Reviewed By: Lindsey
Blurb: When best friends Jamie Eckert and Derek Duran realized they were in love, they took their relationship to the next level. But then Derek’s budding music career took off, and so did Derek.
Twenty years later, Jamie still lives in the small town of Ashbury, Virginia, where he grew up. He’s grown up and moved on — now he owns the family funeral home business and is raising Riley, his precocious six-year-old adopted daughter.
But emotions Jamie thought long buried are stirred up again when he gets an early morning removal call. The deceased is Derek’s mother and Riley’s babysitter, Mrs. Duran. Now Derek’s back in town for the funeral, and he turns to Jamie for support … in more ways than one.
Angry at Derek for not keeping in touch, and angrier at himself for still loving the man who left him behind, Jamie is torn between his professional duty and his feelings for Derek. Will he be able to put aside his past with Derek to carry out Mrs. Duran’s final wishes? Or is Derek interested in rekindling their relationship after all this time?
Review: Most of the books I have read recently have either had high tension, lots of angst, are fast paced, or are a combination of the three, so I found myself enjoying the slow and steady pacing of the sweet second chance romance that Not Another One Hit Wonder provided me.
The story, told in first person present from Jaime’s perspective, starts off with receiving the call that brings Derek back to his life. As often happens, his memories start returning, both the good and bad. It is clear Jaime never really got over Derek. There was no big fall-out, more that they drifted apart, and both young and immature emotionally, they expected the other to just know what was happening and what they wanted. Because of the fact there was no real point in which their relationship ended, there really wasn’t closure. Jaime struggles with the feelings he buried that surface, and his surety that Derek will be gone and break his heart all over again. It doesn’t help that Derek doesn’t seem to want Jaime to forget those feelings, but doesn’t really let his full intentions be known—other than he misses Jaime and wants him still.
Both Jaime and Derek have serious communication problems. Even in the present they both tend to keep what they are feeling close to their chests, which causes the main problem with their renewed romance progressing in any way. They talk plenty, but the words that should be said aren’t, more often than not. Jaime assumes a lot without any real information.

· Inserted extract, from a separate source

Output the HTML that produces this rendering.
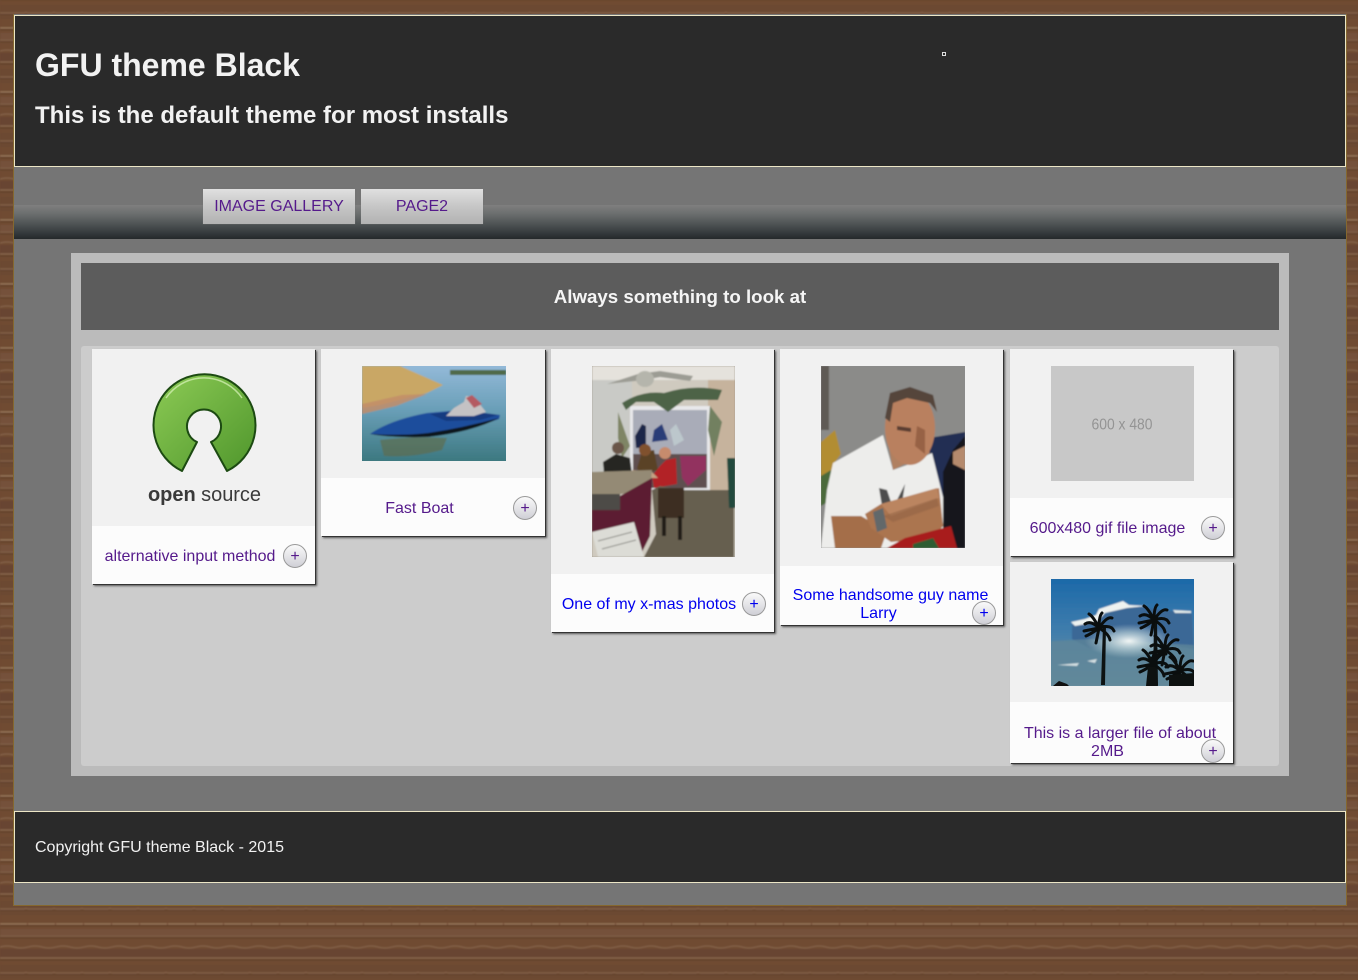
<!DOCTYPE html>
<html><head><meta charset="utf-8"><title>GFU theme Black</title>
<style>
html,body{margin:0;padding:0;width:1358px;height:980px;overflow:hidden;background:#6e4b32;font-family:"Liberation Sans",sans-serif}
.a{position:absolute}
.t{position:absolute;white-space:nowrap;font-size:16px;line-height:18px;color:#551a8b;transform:translateX(-50%)}
.b{color:#0000ee}
.card{position:absolute;width:223px;background:#f1f1f1;box-shadow:1px 1px 0 #333,2px 2px 2px #555;overflow:visible}
.cap{position:absolute;left:0;right:0;bottom:0;background:#fcfcfc}
.plus{position:absolute;width:22px;height:22px;border:1px solid #999;border-radius:50%;background:linear-gradient(#fafafa,#cfcfd6);font-size:16px;line-height:23px;text-align:center;color:#551a8b}
.btn{position:absolute;top:189px;height:35px;line-height:35px;text-align:center;font-size:16px;color:#551a8b;background:linear-gradient(#e0e0e0,#c6c6c6 50%,#b2b2b2);box-shadow:0 0 1px #777;box-sizing:border-box}
svg{display:block;position:absolute}
</style></head><body>
<svg style="left:0;top:0" width="1358" height="980">
<defs>
<pattern id="w" x="0" y="5" width="28" height="64" patternUnits="userSpaceOnUse">
<rect width="28" height="64" fill="#6f4b31"/>
<rect y="0" width="28" height="14" fill="#6c4830"/>
<rect y="28" width="28" height="8" fill="#75513a"/>
<rect y="48" width="28" height="8" fill="#674430"/>
<path d="M0 8H24Q26 7 28 8" stroke="#84624a" stroke-width="1.200" fill="none"/>
<path d="M0 9.500H28" stroke="#5e3f2a" stroke-width="1"/>
<path d="M0 23H27" stroke="#97745a" stroke-width="1.400"/>
<path d="M0 24.500H28" stroke="#54361f" stroke-width="1"/>
<path d="M0 35H28" stroke="#80604a" stroke-width="1"/>
<path d="M0 37H28" stroke="#5f3f2b" stroke-width="1"/>
<path d="M0 46Q7 44 14 46T28 46" stroke="#84624a" stroke-width="1.200" fill="none"/>
<path d="M0 57H28" stroke="#886650" stroke-width="1.200"/>
<path d="M0 59H28" stroke="#5c3c28" stroke-width="1"/>
</pattern>
<filter id="s"><feGaussianBlur stdDeviation=".7"/></filter>
</defs>
<rect width="1358" height="980" fill="url(#w)" filter="url(#s)"/>
</svg>

<div class="a" style="left:13px;top:14px;width:1332px;height:891px;background:#757575;border:1px solid #85682f;border-top:0"></div>

<div class="a" style="left:14px;top:15px;width:1330px;height:150px;background:#2a2a2a;border:1px solid #ece6c6"></div>
<div class="a" style="left:35px;top:46px;font-size:32px;line-height:38px;font-weight:bold;color:#f2f2f2;white-space:nowrap">GFU theme Black</div>
<div class="a" style="left:35px;top:101px;font-size:24px;line-height:30px;font-weight:bold;color:#f2f2f2;white-space:nowrap">This is the default theme for most installs</div>
<div class="a" style="left:942px;top:52px;width:2px;height:2px;border:1px solid #ddd"></div>

<div class="a" style="left:14px;top:205px;width:1332px;height:34px;background:linear-gradient(#7f7f7f 0,#6c6f6f 25%,#4f5455 55%,#32373a 85%,#24282a 100%)"></div>
<div class="btn" style="left:203px;width:152px">IMAGE GALLERY</div>
<div class="btn" style="left:361px;width:122px">PAGE2</div>

<div class="a" style="left:71px;top:253px;width:1218px;height:523px;background:#bbb"></div>
<div class="a" style="left:81px;top:263px;width:1198px;height:67px;background:#5c5c5c"></div>
<div class="a" style="left:81px;top:286px;width:1198px;text-align:center;font-size:18.720px;line-height:21px;font-weight:bold;color:#f5f5f5">Always something to look at</div>
<div class="a" style="left:81px;top:346px;width:1198px;height:420px;background:#ccc;border-radius:3px"></div>

<!-- card 1 -->
<div class="card" style="left:92px;top:349px;height:235px"><div class="cap" style="height:58px"></div></div>
<svg style="left:148px;top:370px" width="114" height="140" viewBox="148 370 114 140">
<defs><linearGradient id="g1" x1="0" y1="0" x2="1" y2="1"><stop offset="0" stop-color="#8dcb55"/><stop offset="1" stop-color="#4f962c"/></linearGradient></defs>
<path d="M182 471A51 51 0 1 1 227 471L211 442A17 17 0 1 0 197 442Z" fill="url(#g1)" stroke="#1c4a12" stroke-width="2" stroke-linejoin="round"/>
<path d="M166 398A46 46 0 0 1 242 398" fill="none" stroke="#d4f0b4" stroke-width="1.500" opacity=".75"/>
<text x="148" y="501" font-family="Liberation Sans" font-size="20" fill="#3a3a3a" textLength="113"><tspan font-weight="bold">open</tspan> source</text>
</svg>
<div class="t" style="left:190px;top:548px">alternative input method</div>
<div class="plus" style="left:283px;top:544px">+</div>

<!-- card 2 -->
<div class="card" style="left:321px;top:349px;height:187px;width:224px"><div class="cap" style="height:58px"></div></div>
<svg style="left:362px;top:366px" width="144" height="95" viewBox="0 0 144 95">
<defs><linearGradient id="g2" x1="0" y1="0" x2="0" y2="1"><stop offset="0" stop-color="#93b9d8"/><stop offset=".45" stop-color="#6a9fb8"/><stop offset="1" stop-color="#3c7880"/></linearGradient></defs>
<rect width="144" height="95" fill="url(#g2)"/>
<g filter="url(#s)">
<rect width="144" height="95" fill="url(#g2)"/>
<path d="M0 0H38L81 19L65 27L18 39L0 42Z" fill="#c9a765"/>
<path d="M0 38L40 29L65 28L34 40L0 48Z" fill="#c28d68" opacity=".85"/>
<path d="M88 4H144V9H88Z" fill="#4f6b48"/>
<path d="M18 74Q50 70 85 72L80 84Q50 92 22 90Z" fill="#5e6c4f" opacity=".7"/>
<path d="M8 68Q28 54 65 47L100 44L138 49L137 53Q95 68 65 70Q30 71 8 68Z" fill="#1f4e9c"/>
<path d="M8 68Q40 70 66 67Q100 62 137 52Q110 66 66 71Q30 72 8 68Z" fill="#0c141f"/>
<path d="M68 48L100 44L136 49L118 54L84 55Z" fill="#163a80"/>
<path d="M84 50L92 42L102 36L104 30L112 31L124 46L112 50Z" fill="#c4c2c4"/>
<path d="M104 32L110 29L120 38L112 42Z" fill="#b45a62"/>
</g>
</svg>
<div class="t" style="left:419.500px;top:500px">Fast Boat</div>
<div class="plus" style="left:513px;top:496px">+</div>

<!-- card 3 -->
<div class="card" style="left:551px;top:349px;height:283px"><div class="cap" style="height:58px"></div></div>
<svg style="left:592px;top:366px" width="143" height="191" viewBox="0 0 143 191">
<rect width="143" height="191" fill="#9c9488"/>
<g filter="url(#s)">
<rect width="143" height="191" fill="#cfcabf"/>
<rect width="143" height="14" fill="#e5e2dc"/>
<rect x="0" y="14" width="40" height="110" fill="#c9cac6"/>
<rect x="116" y="14" width="27" height="110" fill="#c6b39d"/>
<rect x="38" y="40" width="80" height="84" fill="#e8e8ea"/>
<rect x="41" y="44" width="74" height="48" fill="#a9acb8"/>
<rect x="41" y="88" width="74" height="34" fill="#5f4f50"/>
<path d="M15 18L46 8L68 5L101 10L98 15L68 11L52 14Z" fill="#9c9c94"/>
<ellipse cx="53" cy="13" rx="9" ry="8" fill="#b5b5ac"/>
<path d="M30 37Q50 24 72 27Q100 18 130 24L126 34L92 34L76 46L62 36L44 36L34 44Z" fill="#4e6446"/>
<path d="M26 46L38 80L30 92L26 72Z" fill="#7f8565"/>
<path d="M118 40L130 56L122 90L116 64Z" fill="#728061"/>
<path d="M43 70L50 58L54 60L54 82L44 82Z" fill="#1f2648"/><path d="M62 64L70 58L76 74L60 76Z" fill="#2b3e78"/><path d="M78 64L84 58L92 74L82 80Z" fill="#bcc7cc"/>
<path d="M88 90H114V104L96 120L90 112Z" fill="#92305f"/>
<path d="M11 96L24 88L38 92L40 108L12 108Z" fill="#262520"/><circle cx="26" cy="82" r="6" fill="#6b574a"/>
<path d="M45 102L50 86L62 84L66 104L48 108Z" fill="#5a4228"/><circle cx="53" cy="84" r="6" fill="#80512e"/>
<path d="M68 100L74 94L84 92L85 118L62 122L60 110Z" fill="#b22428"/><circle cx="73" cy="87" r="6" fill="#c78b6d"/>
<path d="M40 104L60 106L66 112L44 112Z" fill="#c4a183"/>
<path d="M0 106L60 104L58 124L0 132Z" fill="#948a74"/>
<path d="M0 130H28L60 112L58 170L50 186L0 166Z" fill="#5c1a32"/>
<path d="M0 128H28V144H0Z" fill="#4d4b46"/>
<path d="M60 124L68 120L90 124L142 124V191H52L64 168Z" fill="#665e50"/>
<path d="M66 122H92V152H66Z" fill="#3d2f24"/><path d="M70 150H74V170H70ZM86 150H90V174H86Z" fill="#241a14"/>
<path d="M0 166L42 156L52 191H6Z" fill="#dcdcd6"/>
<path d="M6 175L40 166M10 183L44 174" stroke="#8d8d88" stroke-width="1"/>
<path d="M135 92H143V142H137Z" fill="#20493c"/>
</g>
</svg>
<div class="t b" style="left:649px;top:596px">One of my x-mas photos</div>
<div class="plus" style="left:742px;top:592px;color:#0000ee">+</div>

<!-- card 4 -->
<div class="card" style="left:780px;top:349px;height:276px"><div class="cap" style="height:59px"></div></div>
<svg style="left:821px;top:366px" width="144" height="182" viewBox="0 0 144 182">
<rect width="144" height="182" fill="#8b8b89"/>
<g filter="url(#s)">
<rect width="144" height="182" fill="#8b8b89"/>
<rect width="8" height="64" fill="#5f5a54"/>
<path d="M0 76L14 64L20 88L14 96L8 132L0 140Z" fill="#b28d33"/>
<path d="M0 110L10 104L10 134L0 140Z" fill="#4c6a3a"/>
<path d="M108 72L144 66V182H112Z" fill="#222f52"/>
<path d="M122 106L132 84L144 70V182H122Z" fill="#14161a"/>
<path d="M132 86L144 80V104L132 98Z" fill="#b58a6d"/>
<path d="M0 182L6 124L12 97L62 69L72 104L86 99L111 87L122 131L122 182Z" fill="#ededeb"/>
<path d="M66 71L72 104L86 97L109 87L100 70L70 60Z" fill="#b08060"/>
<ellipse cx="89" cy="62" rx="25" ry="37" fill="#b9805f"/>
<path d="M64 52L69 27L89 21L112 29L116 46L109 37L86 32L72 37L69 56Z" fill="#54443a"/>
<path d="M96 60L104 64L104 88L94 80Z" fill="#8e5a3e" opacity=".8"/>
<path d="M76 60L90 62L90 66L76 64Z" fill="#5a3d30"/>
<path d="M58 122L66 124L72 142L84 118L80 144L62 146Z" fill="#4d4d4d"/>
<path d="M10 150L40 150L66 165L60 182H14Z" fill="#a46e4a"/>
<path d="M44 148L60 138L118 122L122 160L112 172L70 176L50 162Z" fill="#ab7450"/>
<path d="M60 138L116 122L118 132L70 150Z" fill="#bb8560"/>
<path d="M62 150L116 132L118 140L72 156Z" fill="#8e5f42" opacity=".5"/>
<path d="M52 146L62 142L66 162L56 166Z" fill="#62676a"/>
<path d="M66 182L84 172L130 160L136 182Z" fill="#a81f1d"/>
<path d="M92 178L112 172L118 182H92Z" fill="#2e5c33"/>
</g>
</svg>
<div class="t b" style="left:890.500px;top:587px">Some handsome guy name</div>
<div class="t b" style="left:878.500px;top:605px">Larry</div>
<div class="plus" style="left:972px;top:601px;color:#0000ee">+</div>

<!-- card 5 -->
<div class="card" style="left:1010px;top:349px;height:207px"><div class="cap" style="height:58px"></div></div>
<svg style="left:1051px;top:366px" width="143" height="115" viewBox="0 0 143 115">
<rect width="143" height="115" fill="#c8c8c8"/>
<text x="71" y="63.500" font-family="Liberation Sans" font-size="16" fill="#949494" text-anchor="middle" textLength="61" lengthAdjust="spacingAndGlyphs">600 x 480</text>
</svg>
<div class="t" style="left:1107.500px;top:520px">600x480 gif file image</div>
<div class="plus" style="left:1201px;top:516px">+</div>

<!-- card 6 -->
<div class="card" style="left:1010px;top:562px;height:201px"><div class="cap" style="height:61px"></div></div>
<svg style="left:1051px;top:579px" width="143" height="107" viewBox="0 0 143 107">
<defs><linearGradient id="g6" x1="0" y1="0" x2="0" y2="1"><stop offset="0" stop-color="#1c69a8"/><stop offset=".45" stop-color="#3c7bac"/><stop offset="1" stop-color="#6f929f"/></linearGradient>
<radialGradient id="g7" cx=".5" cy=".5" r=".5"><stop offset="0" stop-color="#f4f8f6"/><stop offset=".5" stop-color="#b8cfd6" stop-opacity=".7"/><stop offset="1" stop-color="#b5c9d0" stop-opacity="0"/></radialGradient>
<g id="palm" fill="none" stroke="#0a0e0e" stroke-width="3" stroke-linecap="round"><path d="M0 0Q-8 -8 -14 -4M0 0Q-6 -12 -10 -14M0 0Q0 -12 3 -15M0 0Q8 -12 13 -10M0 0Q12 -4 15 3M0 0Q10 6 11 12M0 0Q-2 10 -3 15M0 0Q-8 6 -13 8M0 0Q-10 2 -15 3"/></g>
</defs>
<rect width="143" height="107" fill="url(#g6)"/>
<g filter="url(#s)">
<rect width="143" height="107" fill="url(#g6)"/>
<path d="M21 46L46 38L76 26L141 35L143 70L90 62L40 70L21 60Z" fill="#3b6796"/>
<path d="M0 62L40 60L143 66V107H0Z" fill="#5f8699" opacity=".8"/>
<ellipse cx="78" cy="62" rx="44" ry="17" fill="url(#g7)"/>
<path d="M20 43L34 40L45 36L48 30L72 22L78 26L96 27L76 29L54 34L46 43L24 47Z" fill="#eef2f0"/>
<path d="M122 31L140 32L140 34L124 34Z" fill="#e0e8e8"/>
<path d="M6 86L28 84L26 87ZM36 82L46 80L44 84Z" fill="#d4dfe2"/>
</g>
<path d="M50 106L52 46L55 46L54 106Z" fill="#0d1212"/>
<path d="M102 106L103 42L106 42L107 106Z" fill="#0d1212"/>
<use href="#palm" x="48" y="49"/><use href="#palm" x="103" y="41"/><use href="#palm" x="114" y="71"/><use href="#palm" x="102" y="85"/><use href="#palm" x="129" y="92"/>
<path d="M95 107L97 88L104 88L107 107ZM118 107V96L143 94V107Z" fill="#0d1110"/>
<path d="M2 107L8 102L16 105L18 107Z" fill="#101010"/>
</svg>
<div class="t" style="left:1120px;top:725px">This is a larger file of about</div>
<div class="t" style="left:1107.500px;top:743px">2MB</div>
<div class="plus" style="left:1201px;top:739px">+</div>

<div class="a" style="left:14px;top:811px;width:1330px;height:70px;background:#2a2a2a;border:1px solid #ece6c6"></div>
<div class="a" style="left:35px;top:839px;font-size:16px;line-height:18px;color:#f2f2f2;white-space:nowrap">Copyright GFU theme Black - 2015</div>
</body></html>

Riley, Jaime’s adopted daughter, plays a significant role in the story, because this story is more than just Jaime and Derek; this story is about Jaime’s life. Riley, along with the funeral home Jaime runs, is his life. The parenting portion was done in a realistic way, scheduling dates around finding sitters, the way children can often consume all the conversation and demand attention, how they often push boundaries. Many times in stories involving children, the kids are on the peripheral, giving the protagonists plenty of time together on page. But for this story, it seemed to me the aim was to be a somewhat more realistic tale of two men who loved each other, and then twenty years later finally find their way back together; but life happened during that time, and Riley was a part of Jaime’s—a huge part.
Overall, the story was on low on the angst side, other than the shared history and Jaime’s fears, both very realistic and common with nothing done over the top. If you are someone who needs sexy times for a story to work for you, this one would disappoint, as the focus is on Jaime and Derek rekindling their feelings through dates and conversation.
I do wish I could have had more conversations or interaction on page with Derek. Though his character was likable, because of the story being written from Jaime’s perspective I didn’t get to experience a lot of what was going through Derek’s mind, except that he cared for Jaime and, eventually, his version of what happened so long ago. I couldn’t help but wonder, how was he handling his mother’s death? How did he feel about Riley? When Jaime kept putting distance between them and pushing him away, what was going through his mind? I think this is often something that readers face with books written in the first person narrative. I just didn’t get much of a sense of Derek other than he adored Jaime and hoped to salvage their relationship.
If you like a slow and steady, low angst, second chance romances, I think you will enjoy this sweet story.